WHAT NEEDS TO BE DONE. Locate every line in the records below that holds the word "full" and return each one.

DATASET RECORDS.
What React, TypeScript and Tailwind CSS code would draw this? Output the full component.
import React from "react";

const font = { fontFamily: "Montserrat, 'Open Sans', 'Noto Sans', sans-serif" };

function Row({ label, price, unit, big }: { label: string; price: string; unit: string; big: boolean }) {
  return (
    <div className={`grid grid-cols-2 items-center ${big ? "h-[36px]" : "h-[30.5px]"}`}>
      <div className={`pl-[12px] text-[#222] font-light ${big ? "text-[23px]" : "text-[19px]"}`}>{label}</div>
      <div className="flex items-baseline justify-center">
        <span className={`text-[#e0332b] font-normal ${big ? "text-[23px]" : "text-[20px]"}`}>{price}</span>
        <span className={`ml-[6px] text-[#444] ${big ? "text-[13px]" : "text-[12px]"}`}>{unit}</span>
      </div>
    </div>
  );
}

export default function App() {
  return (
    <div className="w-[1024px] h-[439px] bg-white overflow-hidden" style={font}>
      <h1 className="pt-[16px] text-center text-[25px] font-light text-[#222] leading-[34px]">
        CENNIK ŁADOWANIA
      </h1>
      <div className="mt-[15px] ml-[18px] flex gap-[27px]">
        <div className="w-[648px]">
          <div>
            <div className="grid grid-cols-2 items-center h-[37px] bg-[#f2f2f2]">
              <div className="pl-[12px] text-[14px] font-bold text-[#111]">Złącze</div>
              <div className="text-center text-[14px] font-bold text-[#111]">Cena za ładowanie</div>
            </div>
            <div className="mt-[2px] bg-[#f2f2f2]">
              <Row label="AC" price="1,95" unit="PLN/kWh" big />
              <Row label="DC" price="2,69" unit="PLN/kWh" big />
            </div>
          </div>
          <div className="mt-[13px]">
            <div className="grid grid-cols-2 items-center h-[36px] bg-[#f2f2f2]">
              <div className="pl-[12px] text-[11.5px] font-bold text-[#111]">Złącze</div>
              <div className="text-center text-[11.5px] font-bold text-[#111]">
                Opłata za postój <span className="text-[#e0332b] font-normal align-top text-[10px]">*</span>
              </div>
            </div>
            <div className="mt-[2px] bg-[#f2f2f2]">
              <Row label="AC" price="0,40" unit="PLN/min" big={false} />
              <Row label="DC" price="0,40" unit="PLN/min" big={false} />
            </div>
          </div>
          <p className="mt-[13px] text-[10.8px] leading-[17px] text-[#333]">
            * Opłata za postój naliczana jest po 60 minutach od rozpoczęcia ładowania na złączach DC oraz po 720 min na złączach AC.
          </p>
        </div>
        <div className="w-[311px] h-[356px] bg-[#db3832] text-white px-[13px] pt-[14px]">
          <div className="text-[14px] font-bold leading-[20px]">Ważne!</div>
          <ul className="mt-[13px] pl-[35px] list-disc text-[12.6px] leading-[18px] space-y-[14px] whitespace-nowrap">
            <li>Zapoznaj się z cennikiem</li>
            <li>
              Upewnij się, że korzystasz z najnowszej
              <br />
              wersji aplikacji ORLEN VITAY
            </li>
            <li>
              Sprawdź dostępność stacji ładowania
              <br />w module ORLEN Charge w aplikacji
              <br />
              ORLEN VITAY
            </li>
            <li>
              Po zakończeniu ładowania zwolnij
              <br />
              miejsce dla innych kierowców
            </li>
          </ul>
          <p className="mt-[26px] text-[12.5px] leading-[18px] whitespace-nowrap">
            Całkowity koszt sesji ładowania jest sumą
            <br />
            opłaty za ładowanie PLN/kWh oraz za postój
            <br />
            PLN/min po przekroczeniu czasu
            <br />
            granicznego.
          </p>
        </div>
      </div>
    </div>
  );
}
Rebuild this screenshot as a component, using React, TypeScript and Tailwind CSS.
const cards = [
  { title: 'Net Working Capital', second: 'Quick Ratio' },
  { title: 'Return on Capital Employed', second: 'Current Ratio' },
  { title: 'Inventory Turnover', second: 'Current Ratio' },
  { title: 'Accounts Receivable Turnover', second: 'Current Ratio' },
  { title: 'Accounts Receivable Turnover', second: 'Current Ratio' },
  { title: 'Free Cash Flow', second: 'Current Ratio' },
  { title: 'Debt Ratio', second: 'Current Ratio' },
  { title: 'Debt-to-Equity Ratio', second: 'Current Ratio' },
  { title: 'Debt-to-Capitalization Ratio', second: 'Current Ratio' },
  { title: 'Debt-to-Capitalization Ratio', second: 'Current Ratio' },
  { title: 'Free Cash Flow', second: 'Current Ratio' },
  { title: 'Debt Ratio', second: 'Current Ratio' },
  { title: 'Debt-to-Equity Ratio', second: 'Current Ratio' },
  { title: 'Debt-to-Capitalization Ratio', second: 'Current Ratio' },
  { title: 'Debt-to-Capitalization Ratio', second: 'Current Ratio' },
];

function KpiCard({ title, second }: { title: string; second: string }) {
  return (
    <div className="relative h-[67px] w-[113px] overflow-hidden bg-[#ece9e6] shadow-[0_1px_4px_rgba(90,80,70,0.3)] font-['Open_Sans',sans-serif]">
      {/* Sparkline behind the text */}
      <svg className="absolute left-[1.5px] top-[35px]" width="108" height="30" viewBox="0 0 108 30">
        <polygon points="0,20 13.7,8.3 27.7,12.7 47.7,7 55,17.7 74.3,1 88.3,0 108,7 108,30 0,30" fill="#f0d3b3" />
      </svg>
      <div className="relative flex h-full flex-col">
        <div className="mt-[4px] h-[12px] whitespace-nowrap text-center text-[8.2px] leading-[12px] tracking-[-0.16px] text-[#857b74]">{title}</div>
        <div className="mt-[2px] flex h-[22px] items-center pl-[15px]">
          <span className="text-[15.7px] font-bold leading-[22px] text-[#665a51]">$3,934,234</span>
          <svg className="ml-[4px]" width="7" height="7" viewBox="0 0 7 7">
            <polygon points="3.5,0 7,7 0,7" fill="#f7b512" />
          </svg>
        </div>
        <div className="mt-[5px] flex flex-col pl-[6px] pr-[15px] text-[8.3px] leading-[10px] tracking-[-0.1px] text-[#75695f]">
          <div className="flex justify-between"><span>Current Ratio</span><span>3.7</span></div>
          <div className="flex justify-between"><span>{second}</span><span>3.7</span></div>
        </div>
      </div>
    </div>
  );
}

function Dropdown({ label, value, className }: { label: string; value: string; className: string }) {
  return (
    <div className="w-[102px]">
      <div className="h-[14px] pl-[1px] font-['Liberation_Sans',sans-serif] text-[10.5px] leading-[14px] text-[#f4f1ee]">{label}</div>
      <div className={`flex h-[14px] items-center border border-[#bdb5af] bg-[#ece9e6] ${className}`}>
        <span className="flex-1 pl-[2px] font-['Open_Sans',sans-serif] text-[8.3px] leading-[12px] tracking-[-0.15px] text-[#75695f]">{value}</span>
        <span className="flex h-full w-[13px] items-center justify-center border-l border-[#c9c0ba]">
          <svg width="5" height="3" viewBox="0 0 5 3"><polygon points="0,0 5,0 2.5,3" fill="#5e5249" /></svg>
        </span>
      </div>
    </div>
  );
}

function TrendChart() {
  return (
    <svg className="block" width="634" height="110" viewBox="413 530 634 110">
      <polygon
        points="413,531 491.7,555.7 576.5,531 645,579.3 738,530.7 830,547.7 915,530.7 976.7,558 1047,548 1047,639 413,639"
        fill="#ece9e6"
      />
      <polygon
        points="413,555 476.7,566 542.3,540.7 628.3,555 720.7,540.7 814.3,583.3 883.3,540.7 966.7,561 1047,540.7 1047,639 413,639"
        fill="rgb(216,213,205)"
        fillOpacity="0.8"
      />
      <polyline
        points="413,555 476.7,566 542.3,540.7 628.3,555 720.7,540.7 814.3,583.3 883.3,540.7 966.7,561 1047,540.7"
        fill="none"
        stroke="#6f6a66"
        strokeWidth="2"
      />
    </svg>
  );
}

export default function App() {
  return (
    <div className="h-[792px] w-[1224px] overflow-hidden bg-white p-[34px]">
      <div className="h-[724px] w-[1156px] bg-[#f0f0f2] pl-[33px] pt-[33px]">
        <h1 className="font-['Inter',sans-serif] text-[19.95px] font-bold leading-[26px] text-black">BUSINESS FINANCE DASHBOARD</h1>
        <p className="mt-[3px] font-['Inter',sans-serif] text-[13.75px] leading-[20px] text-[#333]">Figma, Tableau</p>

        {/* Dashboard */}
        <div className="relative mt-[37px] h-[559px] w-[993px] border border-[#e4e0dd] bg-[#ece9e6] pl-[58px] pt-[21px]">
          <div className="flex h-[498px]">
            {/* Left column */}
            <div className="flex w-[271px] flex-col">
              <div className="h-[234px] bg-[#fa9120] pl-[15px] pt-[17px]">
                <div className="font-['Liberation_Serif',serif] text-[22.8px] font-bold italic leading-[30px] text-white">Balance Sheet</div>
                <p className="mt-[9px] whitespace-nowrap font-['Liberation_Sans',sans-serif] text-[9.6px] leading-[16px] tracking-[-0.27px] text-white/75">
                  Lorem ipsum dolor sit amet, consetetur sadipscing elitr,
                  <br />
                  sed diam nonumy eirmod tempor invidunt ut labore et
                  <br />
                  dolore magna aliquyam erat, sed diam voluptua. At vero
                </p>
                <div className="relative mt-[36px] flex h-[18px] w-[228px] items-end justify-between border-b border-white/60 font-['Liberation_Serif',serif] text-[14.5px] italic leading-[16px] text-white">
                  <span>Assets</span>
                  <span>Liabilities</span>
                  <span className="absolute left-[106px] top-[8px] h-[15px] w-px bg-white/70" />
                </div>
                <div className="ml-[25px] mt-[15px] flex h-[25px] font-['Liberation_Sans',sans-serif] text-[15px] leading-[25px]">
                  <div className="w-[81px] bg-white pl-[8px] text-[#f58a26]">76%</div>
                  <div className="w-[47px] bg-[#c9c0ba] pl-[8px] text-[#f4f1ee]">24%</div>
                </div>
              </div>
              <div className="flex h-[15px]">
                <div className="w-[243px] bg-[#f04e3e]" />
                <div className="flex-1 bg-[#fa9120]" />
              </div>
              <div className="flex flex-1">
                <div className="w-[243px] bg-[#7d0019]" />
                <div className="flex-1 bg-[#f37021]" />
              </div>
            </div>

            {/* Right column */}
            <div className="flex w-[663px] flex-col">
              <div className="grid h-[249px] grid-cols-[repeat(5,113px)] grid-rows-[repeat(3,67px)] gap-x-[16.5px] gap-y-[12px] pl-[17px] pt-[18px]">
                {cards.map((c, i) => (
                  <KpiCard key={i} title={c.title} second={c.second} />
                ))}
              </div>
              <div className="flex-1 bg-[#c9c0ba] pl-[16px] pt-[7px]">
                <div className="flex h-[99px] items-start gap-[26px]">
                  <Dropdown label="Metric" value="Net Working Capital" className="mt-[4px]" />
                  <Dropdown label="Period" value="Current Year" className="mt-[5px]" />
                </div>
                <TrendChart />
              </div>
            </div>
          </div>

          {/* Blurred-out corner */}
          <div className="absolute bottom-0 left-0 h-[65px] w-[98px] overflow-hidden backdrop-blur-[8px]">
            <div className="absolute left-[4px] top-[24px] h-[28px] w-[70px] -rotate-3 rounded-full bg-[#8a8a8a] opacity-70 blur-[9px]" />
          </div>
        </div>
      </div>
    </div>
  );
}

ANSWER TO THE EXERCISE.
What React, TypeScript and Tailwind CSS code would draw this? Output the full component.
      <div className="relative flex h-full flex-col">
        <span className="flex h-full w-[13px] items-center justify-center border-l border-[#c9c0ba]">
            <div className="absolute left-[4px] top-[24px] h-[28px] w-[70px] -rotate-3 rounded-full bg-[#8a8a8a] opacity-70 blur-[9px]" />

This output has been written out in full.